+++ Entries shown +++
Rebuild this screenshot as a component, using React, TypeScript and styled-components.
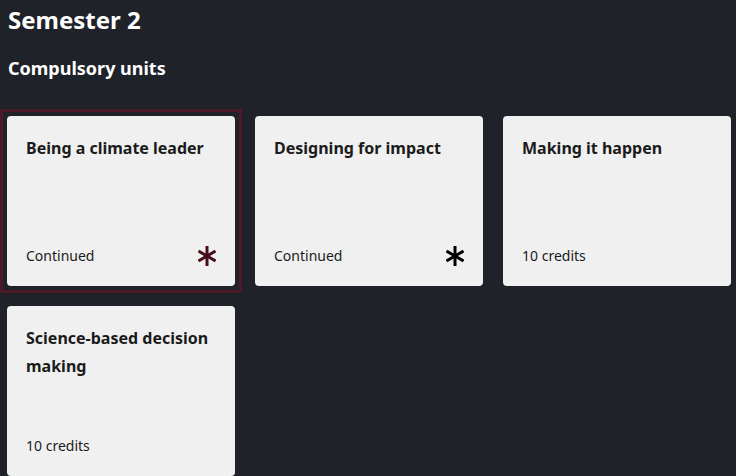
import React from "react";
import styled, { createGlobalStyle, css } from "styled-components";

const GlobalStyle = createGlobalStyle`
  body {
    margin: 0;
    background: #202229;
    font-family: "Noto Sans", "Open Sans", sans-serif;
  }
`;

const Page = styled.div`
  padding: 0 7px;
  height: 476px;
  overflow: hidden;
  color: #ffffff;
`;

const Title = styled.h1`
  margin: 0;
  padding: 4px 1px 0;
  font-size: 24px;
  line-height: 32px;
  font-weight: 700;
`;

const Subtitle = styled.h2`
  margin: 0;
  padding: 19px 1px 0;
  font-size: 18px;
  line-height: 26px;
  font-weight: 700;
`;

const Grid = styled.div`
  display: grid;
  grid-template-columns: repeat(3, 228px);
  column-gap: 20px;
  row-gap: 20px;
  margin-top: 35px;
`;

const Card = styled.div<{ $selected?: boolean }>`
  position: relative;
  height: 170px;
  box-sizing: border-box;
  padding: 18px 19px 20px 19px;
  background: #f0f0f0;
  border-radius: 4px;
  color: #1b1b1b;
  display: flex;
  flex-direction: column;
  justify-content: space-between;

  ${(p) =>
    p.$selected &&
    css`
      &::before {
        content: "";
        position: absolute;
        inset: -7px;
        border: 3px solid #4b1a26;
        pointer-events: none;
      }
    `}
`;

const CardTitle = styled.div`
  font-size: 16px;
  line-height: 28px;
  font-weight: 700;
`;

const Footer = styled.div`
  display: flex;
  align-items: center;
  justify-content: space-between;
  font-size: 14px;
  line-height: 20px;
  height: 20px;
`;

const Star: React.FC<{ color: string }> = ({ color }) => (
  <svg width="18" height="20" viewBox="0 0 18 20">
    <g stroke={color} strokeWidth="3" strokeLinecap="butt">
      <line x1="9" y1="0" x2="9" y2="20" />
      <line x1="0.5" y1="5" x2="17.5" y2="15" />
      <line x1="0.5" y1="15" x2="17.5" y2="5" />
    </g>
  </svg>
);

type Unit = {
  title: string;
  footer: string;
  star?: string;
  selected?: boolean;
};

const units: Unit[] = [
  { title: "Being a climate leader", footer: "Continued", star: "#4a0b1b", selected: true },
  { title: "Designing for impact", footer: "Continued", star: "#000000" },
  { title: "Making it happen", footer: "10 credits" },
  { title: "Science-based decision making", footer: "10 credits" },
];

const App: React.FC = () => {
  return (
    <>
      <GlobalStyle />
      <Page>
        <Title>Semester 2</Title>
        <Subtitle>Compulsory units</Subtitle>
        <Grid>
          {units.map((u) => (
            <Card key={u.title} $selected={u.selected}>
              <CardTitle>{u.title}</CardTitle>
              <Footer>
                <span>{u.footer}</span>
                {u.star && <Star color={u.star} />}
              </Footer>
            </Card>
          ))}
        </Grid>
      </Page>
    </>
  );
};

export default App;
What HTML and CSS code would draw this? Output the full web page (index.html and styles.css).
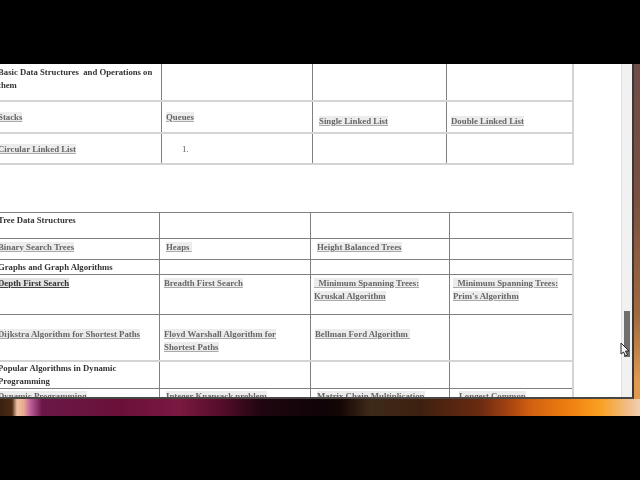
FILE: index.html
```html
<!DOCTYPE html>
<html lang="en">
<head>
    <meta charset="UTF-8">
    <meta name="viewport" content="width=device-width, initial-scale=1.0">
    <title>Data Structures and Algorithms</title>
    <link rel="stylesheet" href="styles.css">
</head>
<body>
    <div class="video">
        <div class="desktop">
            <div class="window">
                <main class="page">
                    <table class="topics first">
                        <colgroup><col class="a1"><col class="a2"><col class="a3"><col class="a4"></colgroup>
                        <tr class="r-head">
                            <td class="heading">Basic Data Structures &nbsp;and Operations on them</td>
                            <td></td><td></td><td></td>
                        </tr>
                        <tr class="r-33 thick">
                            <td><a href="#">Stacks</a></td>
                            <td><a href="#">Queues</a></td>
                            <td class="low indent"><a href="#">Single Linked List</a></td>
                            <td class="low"><a href="#">Double Linked List</a></td>
                        </tr>
                        <tr class="r-31 thick">
                            <td><a href="#">Circular Linked List</a></td>
                            <td class="numbered">1.</td>
                            <td></td><td></td>
                        </tr>
                    </table>

                    <table class="topics second">
                        <colgroup><col class="b1"><col class="b2"><col class="b3"><col class="b4"></colgroup>
                        <tr class="r-27">
                            <td class="heading">Tree Data Structures</td>
                            <td></td><td></td><td></td>
                        </tr>
                        <tr class="r-21">
                            <td><a href="#">Binary Search Trees</a></td>
                            <td class="indent"><a href="#">Heaps&nbsp;</a></td>
                            <td class="indent"><a href="#">Height Balanced Trees</a></td>
                            <td></td>
                        </tr>
                        <tr class="r-15">
                            <td class="heading">Graphs and Graph Algorithms</td>
                            <td></td><td></td><td></td>
                        </tr>
                        <tr class="r-40">
                            <td><a class="dark" href="#">Depth First Search</a></td>
                            <td><a href="#">Breadth First Search</a></td>
                            <td class="tight"><a href="#">&nbsp;&nbsp;Minimum Spanning Trees: Kruskal Algorithm</a></td>
                            <td class="tight"><a href="#">&nbsp;&nbsp;Minimum Spanning Trees: Prim's Algorithm</a></td>
                        </tr>
                        <tr class="r-47">
                            <td class="mid"><a href="#">Dijkstra Algorithm for Shortest Paths</a></td>
                            <td class="mid"><a href="#">Floyd Warshall Algorithm for Shortest Paths</a></td>
                            <td class="mid"><a href="#">Bellman Ford Algorithm&nbsp;</a></td>
                            <td></td>
                        </tr>
                        <tr class="r-28 thick-top">
                            <td class="heading">Popular Algorithms in Dynamic Programming</td>
                            <td></td><td></td><td></td>
                        </tr>
                        <tr class="r-40 r-last">
                            <td><a href="#">Dynamic Programming</a></td>
                            <td class="indent"><a href="#">Integer Knapsack problem</a></td>
                            <td class="indent"><a href="#">Matrix Chain Multiplication</a></td>
                            <td class="indent wide"><a href="#">Longest Common Subsequence</a></td>
                        </tr>
                    </table>
                </main>
                <div class="scrollbar"><div class="thumb"></div></div>
                <svg class="cursor" width="10" height="15" viewBox="0 0 10 15">
                    <path d="M1 1 L1 12 L3.5 10 L5.5 14 L7.5 13 L5.5 9 L9 9 Z" fill="#f4f4f4" stroke="#222" stroke-width="1"/>
                </svg>
            </div>
        </div>
    </div>
</body>
</html>
```

FILE: styles.css
```css
html, body {
    margin: 0;
    padding: 0;
    background-color: #000;
}
.video {
    width: 640px;
    height: 480px;
    padding: 64px 0;
    box-sizing: border-box;
    overflow: hidden;
}
.desktop {
    height: 352px;
    background:
        linear-gradient(180deg, #6e4c48 0, #7a5040 40%, #a06a40 75%, #e09a50 95%) right top / 6px 335px no-repeat,
        linear-gradient(90deg, #3a2010 0, #4a2a14 12px, #f0c0a0 17px, #e8a890 24px, #c060a0 30px, #6a1848 42px, #6a1038 120px, #7a1840 180px, #500c28 225px, #200610 260px, #100408 320px, #140604 340px, #3e2a18 370px, #3e2010 420px, #6a2a10 480px, #a84410 510px, #d06010 530px, #f08010 570px, #f8a020 600px, #f0c090 630px, #f0d0b0 640px);
}
.window {
    position: relative;
    width: 632px;
    height: 333px;
    background-color: #fff;
    border-right: 2px solid #3c3836;
    border-bottom: 2px solid #4a4644;
    overflow: hidden;
}
.page {
    margin-left: -6px;
    margin-top: -7px;
    font-family: "Liberation Serif", serif;
    font-size: 8.8px;
    line-height: 13px;
    font-weight: bold;
    color: #333;
    filter: blur(0.45px);
}
.topics {
    border-collapse: collapse;
    table-layout: fixed;
    width: 578px;
}
.topics td {
    border: 1px solid #808080;
    padding: 2px 4px;
    vertical-align: top;
}
.topics td:first-child { padding-left: 3px; }
.first { margin-bottom: 47px; }
.first tr.thick td { border-bottom: 2px solid #d4d4d4; }
.first tr.r-head td { border-bottom: 2px solid #d4d4d4; }
.first td:last-child, .second td:last-child { border-right: 2px solid #d4d4d4; }

.a1 { width: 167px; }
.a2 { width: 151px; }
.a3 { width: 134px; }
.a4 { width: 126px; }
.b1 { width: 165px; }
.b2 { width: 151px; }
.b3 { width: 139px; }
.b4 { width: 123px; }

.r-head { height: 43px; }
.topics .r-head td { padding-top: 8px; }
.r-33 { height: 32px; }
.topics .r-33 td { padding-top: 9px; }
.r-31 { height: 31px; }
.topics .r-31 td { padding-top: 9px; }
.r-27 { height: 26px; }
.topics .r-27 td { padding-top: 1px; }
.r-21 { height: 21px; }
.topics .r-21 td { padding-top: 2px; }
.r-15 { height: 15px; }
.topics .r-15 td { padding-top: 1px; padding-bottom: 0; }
.r-40 { height: 40px; }
.r-47 { height: 47px; }
.r-28 { height: 26px; }
.topics .r-28 td { padding-top: 0; padding-bottom: 0; }
.topics .r-last td { padding-top: 1px; }
.topics .thick-top td { border-top: 2px solid #d4d4d4; }

.topics .r-33 td.low { padding-top: 13px; }
.topics td.mid { padding-top: 13px; }
.topics td.indent { padding-left: 6px; }
.topics td.tight { padding-left: 3px; }
.topics td.wide { padding-left: 9px; }
.topics td.numbered {
    padding-left: 20px;
    font-weight: normal;
    color: #555;
}
.topics td.heading { color: #333; font-size: 8.7px; }

a {
    color: #666;
    text-decoration: underline;
    text-decoration-color: #aaa;
    background-color: #ececec;
}
a.dark {
    color: #333;
    text-decoration-color: #444;
    background-color: #e2e2e2;
}

.scrollbar {
    position: absolute;
    top: 0;
    right: 0;
    bottom: 0;
    width: 10px;
    background-color: #f1f1f1;
    border-left: 1px solid #e0e0e0;
}
.thumb {
    position: absolute;
    top: 247px;
    left: 2px;
    width: 6px;
    height: 46px;
    background-color: #6f706e;
}
.cursor {
    position: absolute;
    left: 620px;
    top: 278px;
}
```
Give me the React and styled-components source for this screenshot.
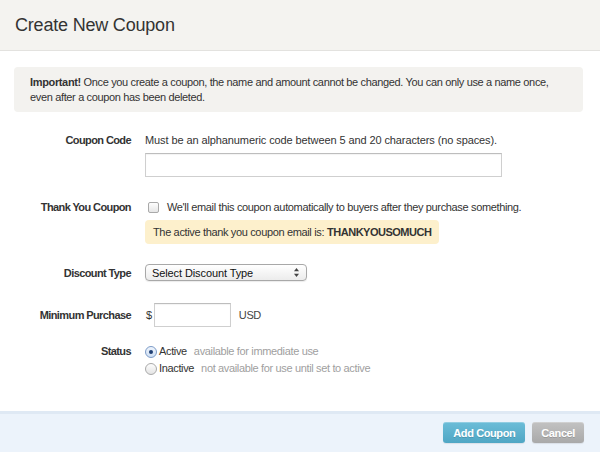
import React from 'react';
import styled, { createGlobalStyle } from 'styled-components';

const GlobalStyle = createGlobalStyle`
  html, body {
    margin: 0;
    padding: 0;
    background: #fff;
  }
  body {
    font-family: "Liberation Sans", Arial, Helvetica, sans-serif;
    font-size: 11px;
    letter-spacing: -0.35px;
    color: #333;
  }
`;

const Page = styled.div`
  height: 452px;
  display: flex;
  flex-direction: column;
  overflow: hidden;
`;

const Header = styled.div`
  flex-shrink: 0;
  height: 50px;
  display: flex;
  align-items: center;
  padding-left: 15px;
  background: #f4f3f0;
  border-bottom: 1px solid #e3e2df;
`;

const Title = styled.h1`
  margin: 0;
  font-size: 18px;
  font-weight: normal;
  color: #333;
  letter-spacing: -0.2px;
`;

const Alert = styled.div`
  margin: 16px 17px 0 14px;
  padding: 8px 16px 7px;
  background: #f3f2ef;
  border-radius: 4px;
  line-height: 15px;
  color: #333;
  white-space: nowrap;
`;

const Form = styled.div`
  margin-top: 21px;
`;

const Row = styled.div`
  display: grid;
  grid-template-columns: 131px 1fr;
  column-gap: 14px;
  align-items: ${p => (p.$center ? 'center' : 'start')};
  margin-top: ${p => p.$top || 0}px;
  line-height: ${p => p.$lh || 14}px;
`;

const Label = styled.div`
  text-align: right;
  font-weight: bold;
  letter-spacing: -0.6px;
  color: #333;
`;

const Field = styled.div`
  display: flex;
  flex-direction: column;
  align-items: flex-start;
`;

const Hint = styled.span`
  letter-spacing: -0.1px;
`;

const Inline = styled.div`
  display: flex;
  align-items: center;
  gap: ${p => p.$gap || 0}px;
`;

const TextInput = styled.div`
  box-sizing: border-box;
  width: ${p => p.$w}px;
  height: 24px;
  margin-top: ${p => p.$mt || 0}px;
  border: 1px solid #cfcfcf;
  border-top-color: #bdbdbd;
  box-shadow: inset 0 1px 1px rgba(0, 0, 0, 0.05);
  background: #fff;
`;

const Checkbox = styled.span`
  box-sizing: border-box;
  width: 11px;
  height: 11px;
  margin-left: 3px;
  margin-right: 8px;
  border: 1px solid #a9a9a9;
  border-radius: 2px;
  background: linear-gradient(#fdfdfd, #e6e6e6);
`;

const Notice = styled.div`
  margin-top: 6px;
  height: 24px;
  padding: 0 8px;
  display: flex;
  align-items: center;
  background: #fdf0cc;
  border-radius: 4px;
  color: #333;

  b {
    margin-left: 3px;
    letter-spacing: -0.5px;
  }
`;

const Select = styled.div`
  box-sizing: border-box;
  width: 162px;
  height: 17px;
  padding: 0 6px;
  display: flex;
  align-items: center;
  justify-content: space-between;
  border: 1px solid #a8a8a8;
  border-radius: 4px;
  background: linear-gradient(#ffffff, #ececec);
  box-shadow: 0 1px 1px rgba(0, 0, 0, 0.08);
  color: #111;
  font-size: 11px;
  letter-spacing: -0.1px;
`;

const Arrows = styled.svg`
  width: 5px;
  height: 9px;
  margin-right: 1px;
`;

const Dollar = styled.span`
  margin-left: 1px;
  color: #333;
`;

const Unit = styled.span`
  margin-left: 6px;
  color: #444;
`;

const Option = styled.div`
  display: flex;
  align-items: center;
`;

const Radio = styled.span`
  box-sizing: border-box;
  width: 12px;
  height: 12px;
  margin-right: 2px;
  border-radius: 50%;
  border: 1px solid ${p => (p.$on ? '#7d9cc8' : '#a9a9a9')};
  background: ${p => (p.$on ? 'linear-gradient(#eef4fc, #cfdff3)' : 'linear-gradient(#fdfdfd, #e4e4e4)')};
  display: flex;
  align-items: center;
  justify-content: center;

  &::after {
    content: '';
    display: ${p => (p.$on ? 'block' : 'none')};
    width: 4px;
    height: 4px;
    border-radius: 50%;
    background: #1f3f73;
  }
`;

const OptionName = styled.span`
  color: #333;
  margin-right: 7px;
`;

const Muted = styled.span`
  color: #a0a0a0;
`;

const Footer = styled.div`
  flex-shrink: 0;
  margin-top: auto;
  box-sizing: border-box;
  height: 41px;
  border-top: 3px solid #dfe9f4;
  background: #ecf3fb;
  display: flex;
  justify-content: flex-end;
  align-items: flex-start;
  gap: 7px;
  padding: 8px 16px 0 0;
`;

const Button = styled.button`
  height: 21px;
  padding: 0 ${p => p.$px || 10}px;
  border: none;
  border-radius: 3px;
  font-family: "Liberation Sans", Arial, sans-serif;
  font-size: 11px;
  font-weight: bold;
  letter-spacing: -0.4px;
  color: #fff;
  text-shadow: 0 1px 0 rgba(0, 0, 0, 0.15);
  background: ${p =>
    p.$primary
      ? 'linear-gradient(#6cbdd8, #4fa6c4)'
      : 'linear-gradient(#c2c2c2, #a9a9a9)'};
  box-shadow: inset 0 1px 0 rgba(255, 255, 255, 0.25), 0 1px 1px rgba(0, 0, 0, 0.08);
`;

const App = () => (
  <Page>
    <GlobalStyle />
    <Header>
      <Title>Create New Coupon</Title>
    </Header>

    <Alert>
      <b>Important!</b> Once you create a coupon, the name and amount cannot be changed. You can only use a name once,
      <br />
      even after a coupon has been deleted.
    </Alert>

    <Form>
      <Row>
        <Label>Coupon Code</Label>
        <Field>
          <Hint>Must be an alphanumeric code between 5 and 20 characters (no spaces).</Hint>
          <TextInput $w={357} $mt={6} />
        </Field>
      </Row>

      <Row $top={23}>
        <Label>Thank You Coupon</Label>
        <Field>
          <Inline>
            <Checkbox />
            <span>We'll email this coupon automatically to buyers after they purchase something.</span>
          </Inline>
          <Notice>
            The active thank you coupon email is: <b>THANKYOUSOMUCH</b>
          </Notice>
        </Field>
      </Row>

      <Row $top={20} $center>
        <Label>Discount Type</Label>
        <Field>
          <Select>
            <span>Select Discount Type</span>
            <Arrows viewBox="0 0 5 9">
              <path d="M2.5 0 L5 3.2 L0 3.2 Z" fill="#444" />
              <path d="M2.5 9 L5 5.8 L0 5.8 Z" fill="#444" />
            </Arrows>
          </Select>
        </Field>
      </Row>

      <Row $top={22} $center>
        <Label>Minimum Purchase</Label>
        <Inline $gap={2}>
          <Dollar>$</Dollar>
          <TextInput $w={77} />
          <Unit>USD</Unit>
        </Inline>
      </Row>

      <Row $top={16} $lh={17}>
        <Label>Status</Label>
        <Field>
          <Option>
            <Radio $on />
            <OptionName>Active</OptionName>
            <Muted>available for immediate use</Muted>
          </Option>
          <Option>
            <Radio />
            <OptionName>Inactive</OptionName>
            <Muted>not available for use until set to active</Muted>
          </Option>
        </Field>
      </Row>
    </Form>

    <Footer>
      <Button $primary $px={10}>Add Coupon</Button>
      <Button $px={9}>Cancel</Button>
    </Footer>
  </Page>
);

export default App;
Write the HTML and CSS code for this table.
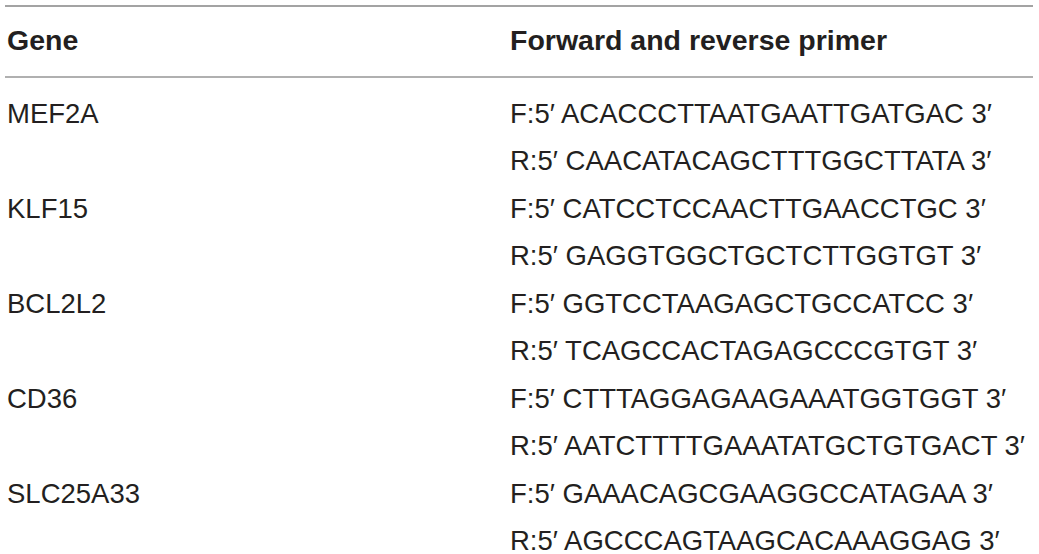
+++
Directions: Find and copy each line above that includes the string "styles".

Finished answer:
What HTML and CSS code would draw this? Output the full web page (index.html and styles.css).
    <link rel="stylesheet" href="styles.css">
FILE: styles.css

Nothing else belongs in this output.